Give back exactly the lines from the beginning of the listing below to the line holding "const ROWS = 4;", both ends included; the pictures stay out.

• [Given information]
----

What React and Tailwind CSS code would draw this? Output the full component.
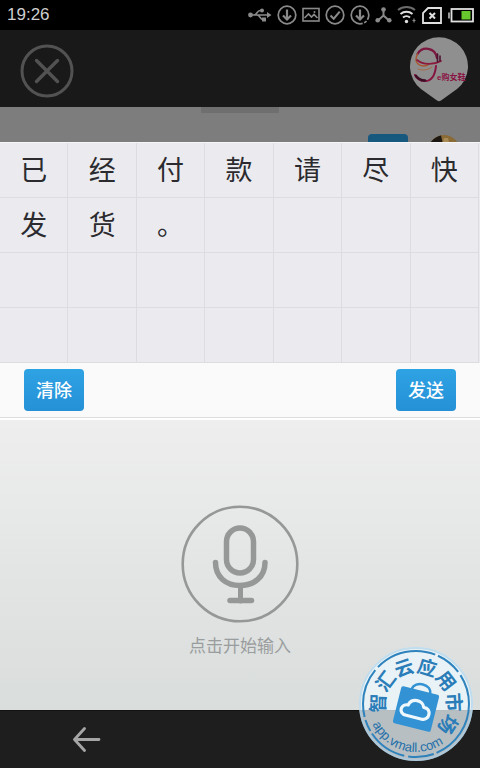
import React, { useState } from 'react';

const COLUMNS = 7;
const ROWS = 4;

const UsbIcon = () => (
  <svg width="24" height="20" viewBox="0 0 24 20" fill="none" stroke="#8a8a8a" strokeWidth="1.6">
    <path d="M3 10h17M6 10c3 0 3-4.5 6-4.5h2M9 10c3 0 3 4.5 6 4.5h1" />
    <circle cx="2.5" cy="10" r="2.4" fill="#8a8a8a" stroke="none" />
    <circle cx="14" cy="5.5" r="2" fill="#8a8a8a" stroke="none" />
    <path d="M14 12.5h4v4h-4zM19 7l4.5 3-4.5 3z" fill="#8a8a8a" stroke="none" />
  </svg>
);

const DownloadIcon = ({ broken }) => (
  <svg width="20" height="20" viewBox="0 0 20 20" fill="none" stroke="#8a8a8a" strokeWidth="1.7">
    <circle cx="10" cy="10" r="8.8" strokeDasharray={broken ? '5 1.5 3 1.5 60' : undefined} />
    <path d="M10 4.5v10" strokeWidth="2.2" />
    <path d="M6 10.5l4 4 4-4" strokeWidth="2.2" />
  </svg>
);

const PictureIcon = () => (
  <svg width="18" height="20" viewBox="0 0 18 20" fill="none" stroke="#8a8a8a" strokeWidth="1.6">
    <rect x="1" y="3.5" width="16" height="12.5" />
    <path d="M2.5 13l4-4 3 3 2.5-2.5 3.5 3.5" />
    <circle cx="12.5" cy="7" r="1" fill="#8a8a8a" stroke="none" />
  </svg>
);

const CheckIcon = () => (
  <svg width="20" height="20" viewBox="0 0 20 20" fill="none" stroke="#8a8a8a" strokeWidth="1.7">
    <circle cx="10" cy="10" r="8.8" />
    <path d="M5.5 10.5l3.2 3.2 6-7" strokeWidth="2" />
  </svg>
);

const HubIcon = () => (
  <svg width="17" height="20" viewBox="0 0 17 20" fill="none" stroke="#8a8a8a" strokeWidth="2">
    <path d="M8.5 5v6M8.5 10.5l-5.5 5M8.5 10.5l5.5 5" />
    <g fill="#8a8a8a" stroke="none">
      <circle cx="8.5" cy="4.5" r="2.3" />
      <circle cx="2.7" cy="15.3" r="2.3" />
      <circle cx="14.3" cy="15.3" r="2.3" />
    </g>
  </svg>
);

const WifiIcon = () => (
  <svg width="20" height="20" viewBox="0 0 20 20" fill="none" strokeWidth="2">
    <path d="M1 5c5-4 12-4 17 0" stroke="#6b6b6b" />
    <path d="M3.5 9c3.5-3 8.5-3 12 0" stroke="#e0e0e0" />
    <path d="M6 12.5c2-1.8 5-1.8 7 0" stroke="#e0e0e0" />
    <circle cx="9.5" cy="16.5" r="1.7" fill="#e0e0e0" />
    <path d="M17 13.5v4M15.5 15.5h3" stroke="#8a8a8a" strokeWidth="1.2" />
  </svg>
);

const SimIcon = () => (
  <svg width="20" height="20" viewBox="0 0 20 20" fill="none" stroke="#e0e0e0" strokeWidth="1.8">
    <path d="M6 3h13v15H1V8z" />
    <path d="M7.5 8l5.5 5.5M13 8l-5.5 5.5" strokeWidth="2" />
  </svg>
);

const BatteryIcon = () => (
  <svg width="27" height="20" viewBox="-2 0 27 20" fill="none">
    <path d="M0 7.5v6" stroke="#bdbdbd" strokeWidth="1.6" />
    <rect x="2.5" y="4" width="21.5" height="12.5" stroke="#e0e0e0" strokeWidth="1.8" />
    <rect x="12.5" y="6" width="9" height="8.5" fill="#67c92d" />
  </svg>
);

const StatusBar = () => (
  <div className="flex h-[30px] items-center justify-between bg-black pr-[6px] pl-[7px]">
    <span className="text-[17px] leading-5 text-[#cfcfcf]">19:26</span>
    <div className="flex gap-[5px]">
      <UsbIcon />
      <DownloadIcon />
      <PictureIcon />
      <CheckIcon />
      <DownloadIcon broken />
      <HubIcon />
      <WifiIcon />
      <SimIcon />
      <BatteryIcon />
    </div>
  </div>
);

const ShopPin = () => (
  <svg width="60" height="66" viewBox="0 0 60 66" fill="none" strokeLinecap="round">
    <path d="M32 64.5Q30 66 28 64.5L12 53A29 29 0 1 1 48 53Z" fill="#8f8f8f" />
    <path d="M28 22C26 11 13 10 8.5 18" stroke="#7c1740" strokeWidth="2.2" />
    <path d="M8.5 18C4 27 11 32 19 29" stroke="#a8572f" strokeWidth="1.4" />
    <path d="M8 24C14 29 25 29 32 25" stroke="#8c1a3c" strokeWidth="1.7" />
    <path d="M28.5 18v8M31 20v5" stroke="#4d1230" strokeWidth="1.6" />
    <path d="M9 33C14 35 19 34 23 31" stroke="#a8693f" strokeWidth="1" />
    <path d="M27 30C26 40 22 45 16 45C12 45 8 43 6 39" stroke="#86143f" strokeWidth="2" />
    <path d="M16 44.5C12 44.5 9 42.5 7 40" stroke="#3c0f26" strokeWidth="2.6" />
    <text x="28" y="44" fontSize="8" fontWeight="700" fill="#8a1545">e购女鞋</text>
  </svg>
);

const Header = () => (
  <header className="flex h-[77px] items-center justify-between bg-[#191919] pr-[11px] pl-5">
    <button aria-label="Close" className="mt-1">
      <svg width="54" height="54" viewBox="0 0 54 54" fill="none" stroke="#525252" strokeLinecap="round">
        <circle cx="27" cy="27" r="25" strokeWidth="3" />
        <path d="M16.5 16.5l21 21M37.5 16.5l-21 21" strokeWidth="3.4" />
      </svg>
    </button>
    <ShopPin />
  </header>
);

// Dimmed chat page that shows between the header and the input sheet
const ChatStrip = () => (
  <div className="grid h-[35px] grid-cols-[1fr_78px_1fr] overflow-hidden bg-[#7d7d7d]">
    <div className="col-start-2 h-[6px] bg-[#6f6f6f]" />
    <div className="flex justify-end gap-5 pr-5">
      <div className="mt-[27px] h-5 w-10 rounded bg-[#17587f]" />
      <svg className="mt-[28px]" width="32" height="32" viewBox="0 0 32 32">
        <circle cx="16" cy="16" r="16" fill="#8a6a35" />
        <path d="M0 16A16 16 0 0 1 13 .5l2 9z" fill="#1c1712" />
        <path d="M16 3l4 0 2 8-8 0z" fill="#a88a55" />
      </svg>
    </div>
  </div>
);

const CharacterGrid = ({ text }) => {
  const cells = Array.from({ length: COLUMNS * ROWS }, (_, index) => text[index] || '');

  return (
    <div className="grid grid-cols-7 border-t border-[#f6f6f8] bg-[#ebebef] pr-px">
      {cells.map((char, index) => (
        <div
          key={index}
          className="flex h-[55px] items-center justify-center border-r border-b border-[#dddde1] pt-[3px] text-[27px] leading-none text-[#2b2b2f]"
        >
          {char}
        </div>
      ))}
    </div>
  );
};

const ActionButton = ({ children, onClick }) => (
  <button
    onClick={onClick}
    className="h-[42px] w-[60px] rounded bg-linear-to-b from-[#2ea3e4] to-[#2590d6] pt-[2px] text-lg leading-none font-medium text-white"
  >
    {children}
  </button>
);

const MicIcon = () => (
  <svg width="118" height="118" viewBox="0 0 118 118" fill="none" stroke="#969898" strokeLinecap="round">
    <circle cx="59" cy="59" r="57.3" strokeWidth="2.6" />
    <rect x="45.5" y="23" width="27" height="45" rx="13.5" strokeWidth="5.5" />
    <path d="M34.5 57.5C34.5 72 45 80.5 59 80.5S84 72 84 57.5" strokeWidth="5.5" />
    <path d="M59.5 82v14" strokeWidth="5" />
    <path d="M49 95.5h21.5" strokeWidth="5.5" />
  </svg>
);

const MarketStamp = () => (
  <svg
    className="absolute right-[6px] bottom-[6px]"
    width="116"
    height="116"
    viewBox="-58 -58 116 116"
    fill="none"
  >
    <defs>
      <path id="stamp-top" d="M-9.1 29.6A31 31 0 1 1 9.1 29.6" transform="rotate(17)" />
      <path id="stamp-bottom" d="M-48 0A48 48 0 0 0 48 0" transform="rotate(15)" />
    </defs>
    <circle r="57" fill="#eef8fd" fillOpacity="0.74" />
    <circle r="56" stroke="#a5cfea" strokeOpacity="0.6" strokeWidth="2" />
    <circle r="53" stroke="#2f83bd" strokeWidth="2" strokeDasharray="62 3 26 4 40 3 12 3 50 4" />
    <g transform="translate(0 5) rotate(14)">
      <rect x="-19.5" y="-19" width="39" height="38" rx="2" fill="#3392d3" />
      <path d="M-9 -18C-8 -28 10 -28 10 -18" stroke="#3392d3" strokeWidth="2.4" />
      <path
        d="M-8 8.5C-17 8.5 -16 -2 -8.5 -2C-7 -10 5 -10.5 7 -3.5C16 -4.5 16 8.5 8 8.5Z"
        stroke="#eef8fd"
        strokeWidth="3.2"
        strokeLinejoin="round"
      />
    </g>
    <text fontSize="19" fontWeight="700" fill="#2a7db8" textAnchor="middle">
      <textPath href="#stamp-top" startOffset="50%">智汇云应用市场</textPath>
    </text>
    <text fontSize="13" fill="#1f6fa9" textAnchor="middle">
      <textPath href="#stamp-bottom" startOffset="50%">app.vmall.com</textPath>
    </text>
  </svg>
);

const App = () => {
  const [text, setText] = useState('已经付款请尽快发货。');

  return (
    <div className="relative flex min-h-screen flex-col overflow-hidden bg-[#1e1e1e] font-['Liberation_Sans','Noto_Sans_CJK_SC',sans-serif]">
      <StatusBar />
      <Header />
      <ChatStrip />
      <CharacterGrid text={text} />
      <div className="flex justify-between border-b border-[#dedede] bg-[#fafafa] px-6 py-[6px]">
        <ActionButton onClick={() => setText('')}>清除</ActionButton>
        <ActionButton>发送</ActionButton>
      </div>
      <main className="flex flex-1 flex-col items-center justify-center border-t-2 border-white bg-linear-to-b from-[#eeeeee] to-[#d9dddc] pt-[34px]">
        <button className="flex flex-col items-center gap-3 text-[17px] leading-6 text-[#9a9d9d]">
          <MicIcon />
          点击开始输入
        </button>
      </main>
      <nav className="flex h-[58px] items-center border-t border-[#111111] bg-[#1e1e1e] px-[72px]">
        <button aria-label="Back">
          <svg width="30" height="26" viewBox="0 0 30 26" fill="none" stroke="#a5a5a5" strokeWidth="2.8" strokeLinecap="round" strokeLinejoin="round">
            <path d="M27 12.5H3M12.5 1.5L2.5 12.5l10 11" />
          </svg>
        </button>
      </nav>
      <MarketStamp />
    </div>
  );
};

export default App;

----

• [Final result]
What React and Tailwind CSS code would draw this? Output the full component.
import React, { useState } from 'react';

const COLUMNS = 7;
const ROWS = 4;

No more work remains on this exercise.